Most tyre marketing is aimed at the trade. In this case "the trade" consists of poorly educated young men with crowbars. The idea that the tyres might be tested for the unexpected, was perhaps not so revolutionary. The idea that the creative execution should illustrate the strategy, was. "Everything about it was unexpected: the idea that tyre ads should be aimed above groin level; the choice of director in Tony Kaye; the soundtrack; the bizarre imagery and perhaps most of all, the acid-tinged post-production conspired to make this a totally unexpected and, therefore, very brave commercial," Duffy says.

MARMITE - 'You either love it or hate it'

DDB London

Citation: Dissed the product

Until this campaign aired, there was a conceit in mass marketing that anyone and everyone might buy your product. The truth is, of course, that even the most popular products are bought by only a fraction of the market. The dirty work of segmentation is usually left to media. "Polarising attitudes has become common place on the internet these days, but this was the first campaign to publicly acknowledge that some people might not like the product. It built a strategy out of that observation and spent millions telling people so. Super brave, especially for a multinational such as Unilever," Laurence Green, the chairman of Fallon, says.

ORANGE - 'The future's bright, the future's Orange'

WCRS

Citation: Breaking and entering the category

By 1994, the UK mobile phone market was nicely sewn up by three operators, boasting about functional benefits and technology. Orange cut through all that with a brand based on fruit and a promise: "The future's bright, the future's Orange." The first ads were derided as obscure and irrelevant, not least by the ad community. "This was a category filled with ads featuring people carrying brick-like handsets looking cool. Orange launched with a floating baby, chanting numbers and not a handset in sight. If it had gone wrong, Orange would have lost tens of millions of pounds," Debbie Klein, the chief executive of WCRS, says.

ORANGE - 'Gold Spot'

Mother

Citation: Dissing the client

The idea of featuring the client is not exactly new. Baxter's Soups do it, Remington did it, Tango did it twice. But few campaigns have the bottle to present the client as a complete berk. And few clients are brave enough to be shown that way. The campaign shows A-list stars pitching ideas to the Orange Film Board, a group of hideous corporate yes men whose philistinism destroys every idea put in front of them. But by ridiculing themselves, the ads position Orange as a cool, socially responsible, corporation, completely in tune with modern attitudes.
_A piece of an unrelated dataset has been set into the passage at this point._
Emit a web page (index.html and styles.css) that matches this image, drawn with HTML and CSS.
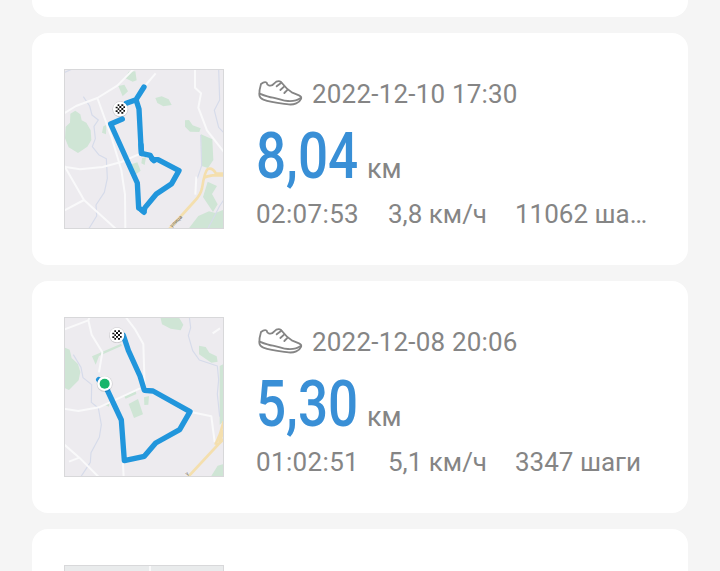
FILE: index.html
```html
<!DOCTYPE html>
<html lang="ru">
<head>
    <meta charset="UTF-8">
    <meta name="viewport" content="width=device-width, initial-scale=1.0">
    <title>Тренировки</title>
    <link rel="stylesheet" href="styles.css">
</head>
<body>
    <svg width="0" height="0" class="defs">
        <symbol id="shoe" viewBox="0 0 150 105">
            <path d="M18 24 C15 34 12 45 13 57 Q14 67 25 71 C49 80 78 82 101 85 C116 87 134 80 138 69 Q141 62 132 58 L112 50 C99 42 88 31 78 18 Q72 13 64 17 L57 23 Q51 31 41 28 Q36 27 35 20 Q29 15 18 24 Z"/>
            <path d="M14 53 C31 60 42 64 54 65 C73 68 83 75 99 75 C114 76 127 73 137 66"/>
            <path d="M79 20 L65 31 M88 31 L76 42 M98 41 L88 51"/>
        </symbol>
        <symbol id="flag" viewBox="-25 -25 50 50">
            <circle r="24" fill="#000" opacity=".13" cy="1"/>
            <circle r="22" fill="#fff"/>
            <path fill="#111" d="M-8-14h5v5h-5z M3-14h6v5h-6z M-3-9h6v6h-6z M9-8h5v5h-5z M-14-7h6v5h-6z M-8-2h5v5h-5z M3-3h6v6h-6z M-3 3h6v5h-6z M9 3h5v5h-5z M-14 4h6v5h-6z M-8 9h5v5h-5z M3 9h6v5h-6z"/>
        </symbol>
    </svg>

    <div class="list">
        <div class="card"></div>

        <div class="card">
            <svg class="map" viewBox="24 27 480 480">
                <g class="park">
                    <path d="M43 161 L58 152 L73 163 L77 181 L91 188 L104 211 L106 240 L94 260 L66 279 L38 262 L27 235 L29 200 L42 188 Z"/>
                    <path d="M218 35 L238 34 L242 61 L230 65 L207 54 Z M187 78 L205 74 L216 94 L200 109 Z"/>
                    <path d="M298 114 L317 109 L338 118 L347 135 L322 139 L304 129 Z"/>
                    <path d="M387 181 L399 180 L410 196 L434 205 L430 216 L402 215 L387 200 Z"/>
                    <path d="M435 223 L469 238 L472 300 L456 324 L437 318 Z M455 365 L483 378 L468 402 L485 433 L471 456 L441 411 Z"/>
                    <path d="M503 449 V507 H397 L427 468 L459 454 L478 459 Z"/>
                    <path d="M226 313 L244 307 L254 332 L236 346 Z M258 295 L270 291 L266 315 L256 310 Z M142 199 L151 195 L150 223 L138 218 Z"/>
                </g>
                <g class="river">
                    <path d="M82 110 L101 138 L108 165 L127 180 L114 199 L118 236 L109 260 L128 284 L151 296 L154 355 L145 397 L120 435 L122 468 L98 507 M434 224 L437 317 L424 355 M488 27 L491 120 L475 151 L488 202 L503 218 M455 507 L491 438 L503 420 M24 38 L49 27"/>
                </g>
                <g class="road">
                    <path d="M24 160 L60 138 L124 114 L184 77 L233 27 M124 114 L166 230 L196 330 L207 404 L208 507 M24 320 L72 328 L140 321 L196 306 L248 283 M24 316 L84 420 L24 452 M84 420 L180 507 M417 27 L417 83 L435 100 L427 143 L453 211 L503 275 M299 40 L264 81 M421 350 L418 404"/>
                </g>
                <g class="highway">
                    <path d="M503 341 H480 Q470 322 455 327 Q446 334 438 385 Q434 405 416 423 L340 507 M503 346 H470 Q452 348 443 354"/>
                </g>
                <text class="road-name" transform="translate(348 503) rotate(-44)">улица</text>
                <path class="track" d="M264 81 L240 119 L211 130 M199 177 L164 192 L244 369 L248 444 L264 454 L267 443 L301 402 L347 371 L369 332 L306 299 L289 298 L283 286 L256 280 L249 147 L240 119"/>
                <path class="track" d="M255 254 L257 281 M288 295 L294 302 M257 451 L264 457"/>
                <use href="#flag" x="168" y="122" width="50" height="50"/>
                <rect class="frame" x="25.5" y="28.5" width="477" height="477"/>
            </svg>
            <div class="info">
                <div class="date"><svg class="shoe"><use href="#shoe"/></svg><span>2022-12-10 17:30</span></div>
                <div class="distance"><span class="num">8,04</span><span class="unit">км</span></div>
                <div class="stats"><span class="time">02:07:53</span><span class="speed">3,8 км/ч</span><span>11062 ша…</span></div>
            </div>
        </div>

        <div class="card">
            <svg class="map" viewBox="24 27 480 480">
                <g class="park">
                    <path d="M24 118 L41 125 L47 150 L66 168 L73 192 L68 217 L39 246 L24 239 Z"/>
                    <path d="M313 27 H368 L382 50 L374 67 L344 62 L318 49 Z M429 113 L449 117 L460 134 L482 145 L485 161 L466 164 L429 139 Z"/>
                    <path d="M218 288 L246 273 L261 319 L234 330 Z M264 268 L279 264 L277 290 L265 291 Z M204 264 L239 249 L241 258 L209 272 Z M146 290 L160 284 L159 296 Z"/>
                    <path d="M108 145 L195 107 L198 113 L129 144 L119 170 Z M491 174 L503 168 V340 L491 350 Z M503 468 V507 H464 L485 473 Z"/>
                </g>
                <g class="river">
                    <path d="M52 140 L75 178 L81 209 L107 230 L106 283 L127 300 L136 350 L130 388 L105 434 L103 463 L74 507 M400 27 L404 59 L397 83 L410 128 L430 156 L484 174 L488 215 L484 258 L491 326"/>
                </g>
                <g class="road">
                    <path d="M24 65 L97 37 L107 80 L139 133 L129 193 M209 27 L238 65 L262 108 L266 236 M24 302 L67 309 L129 298 L252 241 M24 409 L70 449 L39 461 M70 449 L128 507 M200 450 L203 507 M401 311 L466 325 L476 402 M470 76 L492 61 M97 37 L101 27"/>
                </g>
                <g class="highway">
                    <path d="M396 507 L488 408 L503 394 M478 410 L492 378 L503 340 M490 405 L503 366"/>
                </g>
                <text class="road-name" transform="translate(394 503) rotate(-44)">у</text>
                <path class="track" d="M202 82 L217 127 L252 204 L265 247 L291 249 L402 311 L371 365 L299 405 L265 445 L205 458 L196 336 L151 240 L128 215"/>
                <use href="#flag" x="158" y="56" width="50" height="50"/>
                <circle cx="146" cy="228" r="24" fill="#000" opacity=".12"/>
                <circle cx="146" cy="227" r="22" fill="#fff"/>
                <circle cx="146" cy="227" r="15" fill="#18b56b"/>
                <rect class="frame" x="25.5" y="28.5" width="477" height="477"/>
            </svg>
            <div class="info">
                <div class="date"><svg class="shoe"><use href="#shoe"/></svg><span>2022-12-08 20:06</span></div>
                <div class="distance"><span class="num">5,30</span><span class="unit">км</span></div>
                <div class="stats"><span class="time">01:02:51</span><span class="speed">5,1 км/ч</span><span>3347 шаги</span></div>
            </div>
        </div>

        <div class="card">
            <svg class="map map-empty" viewBox="24 27 480 480">
                <path class="road" d="M282 27 V507"/>
                <rect class="frame" x="25.5" y="28.5" width="477" height="477"/>
            </svg>
        </div>
    </div>
</body>
</html>
```

FILE: styles.css
```css
* {
    box-sizing: border-box;
    margin: 0;
    padding: 0;
}

body {
    background: #f5f5f5;
    color: #858585;
    font-family: Roboto, "Liberation Sans", sans-serif;
    font-size: 26px;
    height: 571px;
    overflow: hidden;
}

.defs {
    position: absolute;
}

.list {
    display: flex;
    flex-direction: column;
    gap: 16px;
    height: 786px;
    overflow: hidden;
    padding: 0 32px;
    margin-top: -215px;
}

.card {
    display: flex;
    gap: 32px;
    flex-shrink: 0;
    height: 232px;
    padding: 36px 32px;
    background: #fff;
    border-radius: 16px;
}

.map {
    flex-shrink: 0;
    width: 160px;
    height: 160px;
    background: #edebef;
}

.map-empty {
    background: #e9ebec;
}

.park {
    fill: #cfe5d5;
}

.river,
.road,
.highway {
    fill: none;
    stroke-linejoin: round;
}

.river {
    stroke: #d6dbea;
    stroke-width: 3.5;
}

.road {
    stroke: #f9f9fa;
    stroke-width: 6;
}

.highway {
    stroke: #f4dfae;
    stroke-width: 8;
}

.road-name {
    font-size: 16px;
    fill: #77736a;
}

.track {
    fill: none;
    stroke: #2196dc;
    stroke-width: 16;
    stroke-linejoin: round;
    stroke-linecap: round;
}

.frame {
    fill: none;
    stroke: #d8d8da;
    stroke-width: 3;
}

.info {
    flex: 1;
    min-width: 0;
}

.date {
    display: flex;
    align-items: center;
    height: 50px;
    letter-spacing: 0.2px;
}

.shoe {
    width: 50px;
    height: 35px;
    margin: -1px 7px 0 -1px;
    fill: none;
    stroke: #858585;
    stroke-width: 5.5;
    stroke-linejoin: round;
    stroke-linecap: round;
}

.distance {
    display: flex;
    align-items: baseline;
    height: 76px;
    line-height: 74px;
}

.num {
    width: 111px;
    color: #398fd6;
    font-size: 65px;
    font-weight: 500;
    transform: scaleX(0.815);
    transform-origin: left;
}

.unit {
    font-size: 27px;
}

.stats {
    display: flex;
    line-height: 39px;
    white-space: nowrap;
}

.time {
    width: 132px;
    letter-spacing: 0.35px;
}

.speed {
    width: 127px;
}
```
BLACKCURRANT TANGO - 'St George'

HHCL & Partners

Citation: Reckless xenophobia

Tango always broke the conventions of soft-drink advertising. But the sight of the Tango "marketing director" big Ray Gardiner, standing on the cliffs of Dover, clad in purple shorts, gut billowing in the breeze as he screamed xenophobic abuse at a French exchange student who had the temerity not to like blackcurrant, was arguably its finest moment. "It was executionally brave. This was a tiny variant of a tiny product. It was the most triumphantly brand-led product film you'll ever see," Green says.

SONY PLAYSTATION - 'Double life'

TBWA\London

Citation: Exposing unspoken product truth

All of the information about the product and the brand is in the copy - it's just presented in a more poetic way that doesn't need to shout. TBWA's award shelf buckled under the weight of the gongs this campaign won and, most importantly, sales rocketed. It broke the mould of gaming advertising. It showed that it could work without the need for endless action shots from the games themselves. Most importantly, it presented an attitude that resonated with a different audience and by positioning the brand as directly opposite to the Nintendos of this world made it acceptable for me to buy the product. Genius. This campaign marked Sony's first venture into the gaming world and billions of pounds in future revenues were riding on its success. It broke with category convention in not showing the product or the games. "Instead it told an unspoken truth about gaming, which was generally considered a childish waste of time. The advertising dared to say that there are deep and noble things going on in gaming. It opened up a whole new affluent adult audience for PlayStation," David Bain, the planning director of Beattie McGuinness Bungay, says.

CADBURY'S DAIRY MILK - 'Gorilla'

Fallon

Citation: Bet the business on a gorilla

Cadbury's Dairy Milk is Cadbury's master brand. Sales had tanked, it had recently given up its prestigious sponsorship of Coronation Street, there had been a series of public relations blunders over the previous year and the company was due to split its operations on the stock market. It is no exaggeration to say that this campaign was crucial to the future of the company. So what did Cadbury do? Put out an ad that broke all confectionery conventions, it had no "yum moment", it didn't mention the product and scarcely mentioned the company.

MERCEDES - 'Lucky Star'

Campbell Doyle Dye

Citation: The ad wasn't an ad

Lucky Star was designed to look like a trailer for a new Michael Mann film, in which Benicio del Toro flees government agents. It had no logo, no sign-off line and no endframe to indicate it was a ad or had anything to do with Mercedes. It relied on PR to tell you that you had been watching a car ad. "It was a branding campaign that didn't mention the brand, disguised as a trailer for a film that didn't exist, in which the car was the hero but looked like a piece of product placement," the writer Walter Campbell says. "It was risky, but with our small budget, not as risky as failing to stand out."